Entries taken from a collection
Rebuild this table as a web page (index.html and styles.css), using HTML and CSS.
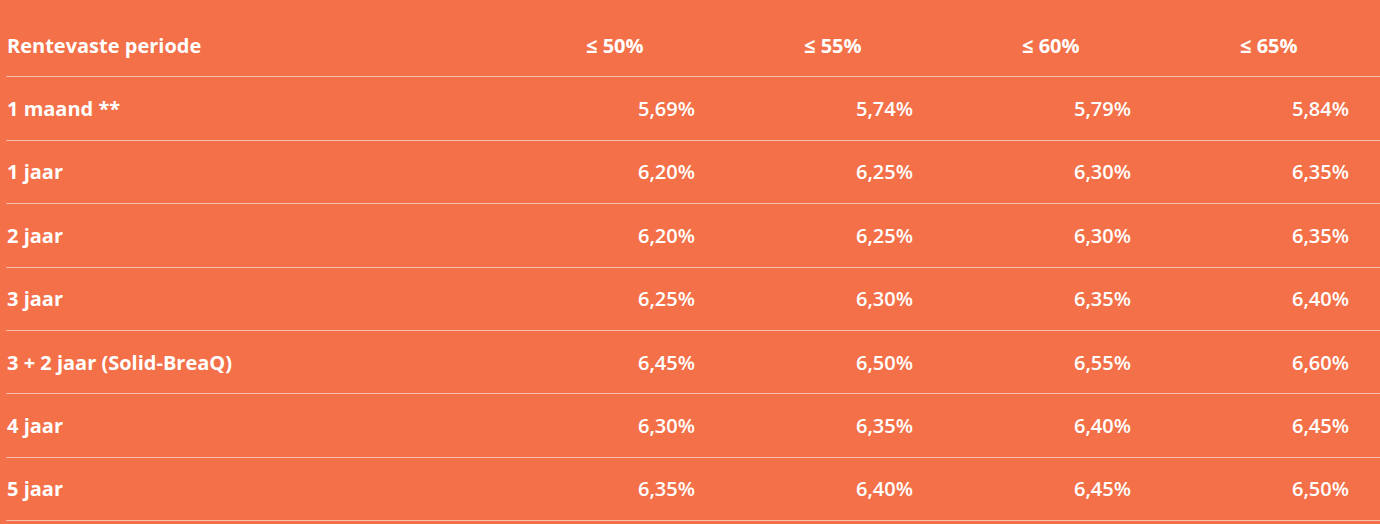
FILE: index.html
```html
<!DOCTYPE html>
<html lang="nl">
<head>
<meta charset="utf-8">
<title>Rentetarieven</title>
<link rel="stylesheet" href="styles.css">
</head>
<body>
<div class="rates">
  <div class="row head">
    <div class="label">Rentevaste periode</div>
    <div class="h">≤ 50%</div>
    <div class="h">≤ 55%</div>
    <div class="h">≤ 60%</div>
    <div class="h">≤ 65%</div>
  </div>
  <div class="row">
    <div class="label">1 maand **</div>
    <div class="v">5,69%</div><div class="v">5,74%</div><div class="v">5,79%</div><div class="v">5,84%</div>
  </div>
  <div class="row">
    <div class="label">1 jaar</div>
    <div class="v">6,20%</div><div class="v">6,25%</div><div class="v">6,30%</div><div class="v">6,35%</div>
  </div>
  <div class="row">
    <div class="label">2 jaar</div>
    <div class="v">6,20%</div><div class="v">6,25%</div><div class="v">6,30%</div><div class="v">6,35%</div>
  </div>
  <div class="row">
    <div class="label">3 jaar</div>
    <div class="v">6,25%</div><div class="v">6,30%</div><div class="v">6,35%</div><div class="v">6,40%</div>
  </div>
  <div class="row">
    <div class="label">3 + 2 jaar (Solid-BreaQ)</div>
    <div class="v">6,45%</div><div class="v">6,50%</div><div class="v">6,55%</div><div class="v">6,60%</div>
  </div>
  <div class="row">
    <div class="label">4 jaar</div>
    <div class="v">6,30%</div><div class="v">6,35%</div><div class="v">6,40%</div><div class="v">6,45%</div>
  </div>
  <div class="row">
    <div class="label">5 jaar</div>
    <div class="v">6,35%</div><div class="v">6,40%</div><div class="v">6,45%</div><div class="v">6,50%</div>
  </div>
</div>
</body>
</html>
```
FILE: styles.css
```css
html, body {
  margin: 0;
  padding: 0;
  background: #f47048;
}
body {
  padding: 14px 0 0 6px;
  font-family: "Open Sans", "Liberation Sans", sans-serif;
  color: #ffffff;
  font-size: 20px;
}
.rates {
  display: flex;
  flex-direction: column;
}
.row {
  box-sizing: border-box;
  display: grid;
  grid-template-columns: 1fr repeat(4, 218px);
  align-items: center;
  height: 63.4px;
  border-bottom: 1px solid rgba(255, 255, 255, 0.55);
}
.label {
  font-weight: 700;
  padding-left: 1px;
}
.h {
  font-weight: 700;
  padding-left: 78px;
}
.v {
  font-weight: 600;
  text-align: right;
  padding-right: 31px;
}
```
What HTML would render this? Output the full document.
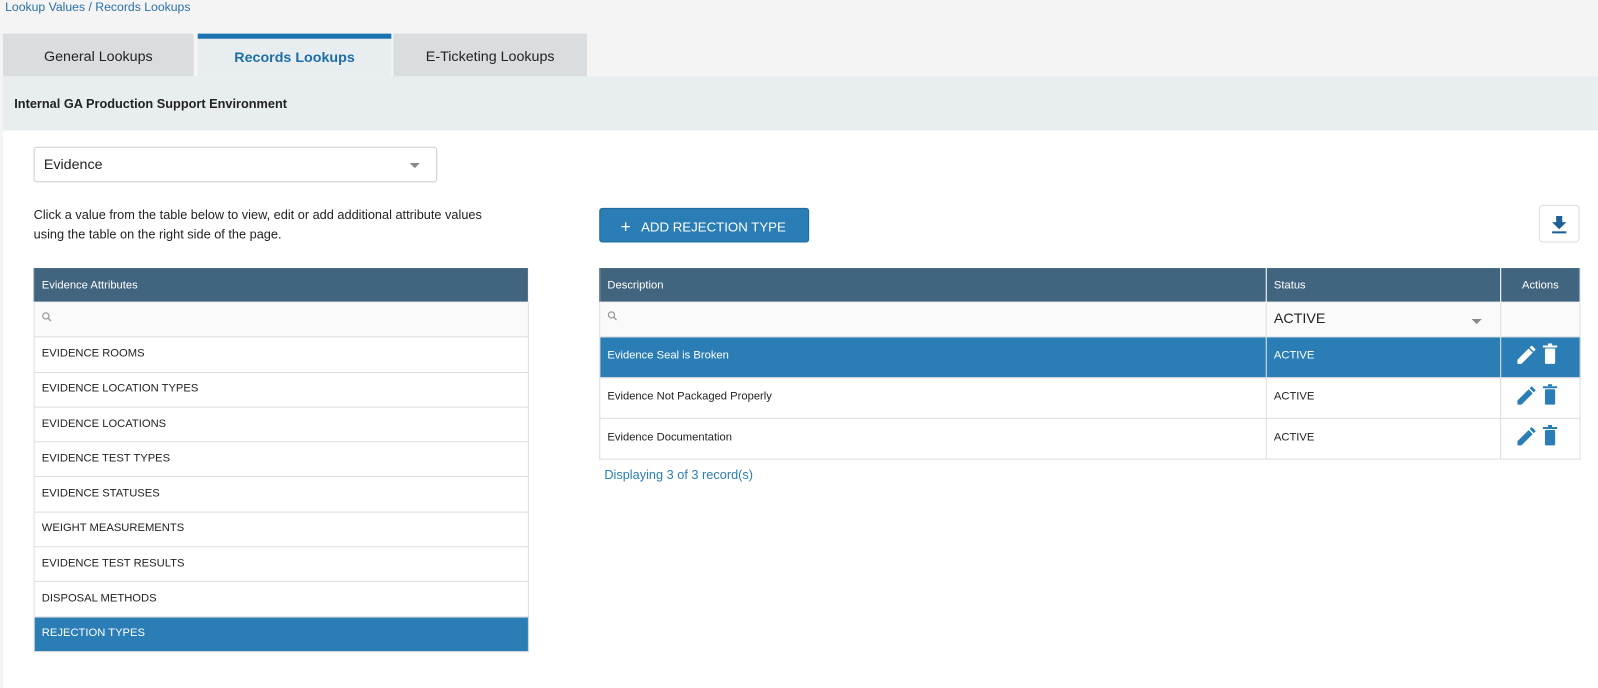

The task:
Set down the records in full and exactly. Do not carry over any image.

Answer to this task:
Rebuild this table as a web page (index.html and styles.css), using HTML and CSS.
FILE: index.html
```html
<!DOCTYPE html>
<html lang="nl">
<head>
<meta charset="utf-8">
<title>Rentetarieven</title>
<link rel="stylesheet" href="styles.css">
</head>
<body>
<div class="rates">
  <div class="row head">
    <div class="label">Rentevaste periode</div>
    <div class="h">≤ 50%</div>
    <div class="h">≤ 55%</div>
    <div class="h">≤ 60%</div>
    <div class="h">≤ 65%</div>
  </div>
  <div class="row">
    <div class="label">1 maand **</div>
    <div class="v">5,69%</div><div class="v">5,74%</div><div class="v">5,79%</div><div class="v">5,84%</div>
  </div>
  <div class="row">
    <div class="label">1 jaar</div>
    <div class="v">6,20%</div><div class="v">6,25%</div><div class="v">6,30%</div><div class="v">6,35%</div>
  </div>
  <div class="row">
    <div class="label">2 jaar</div>
    <div class="v">6,20%</div><div class="v">6,25%</div><div class="v">6,30%</div><div class="v">6,35%</div>
  </div>
  <div class="row">
    <div class="label">3 jaar</div>
    <div class="v">6,25%</div><div class="v">6,30%</div><div class="v">6,35%</div><div class="v">6,40%</div>
  </div>
  <div class="row">
    <div class="label">3 + 2 jaar (Solid-BreaQ)</div>
    <div class="v">6,45%</div><div class="v">6,50%</div><div class="v">6,55%</div><div class="v">6,60%</div>
  </div>
  <div class="row">
    <div class="label">4 jaar</div>
    <div class="v">6,30%</div><div class="v">6,35%</div><div class="v">6,40%</div><div class="v">6,45%</div>
  </div>
  <div class="row">
    <div class="label">5 jaar</div>
    <div class="v">6,35%</div><div class="v">6,40%</div><div class="v">6,45%</div><div class="v">6,50%</div>
  </div>
</div>
</body>
</html>
```
FILE: styles.css
```css
html, body {
  margin: 0;
  padding: 0;
  background: #f47048;
}
body {
  padding: 14px 0 0 6px;
  font-family: "Open Sans", "Liberation Sans", sans-serif;
  color: #ffffff;
  font-size: 20px;
}
.rates {
  display: flex;
  flex-direction: column;
}
.row {
  box-sizing: border-box;
  display: grid;
  grid-template-columns: 1fr repeat(4, 218px);
  align-items: center;
  height: 63.4px;
  border-bottom: 1px solid rgba(255, 255, 255, 0.55);
}
.label {
  font-weight: 700;
  padding-left: 1px;
}
.h {
  font-weight: 700;
  padding-left: 78px;
}
.v {
  font-weight: 600;
  text-align: right;
  padding-right: 31px;
}
```
What HTML would render this? Output the full document.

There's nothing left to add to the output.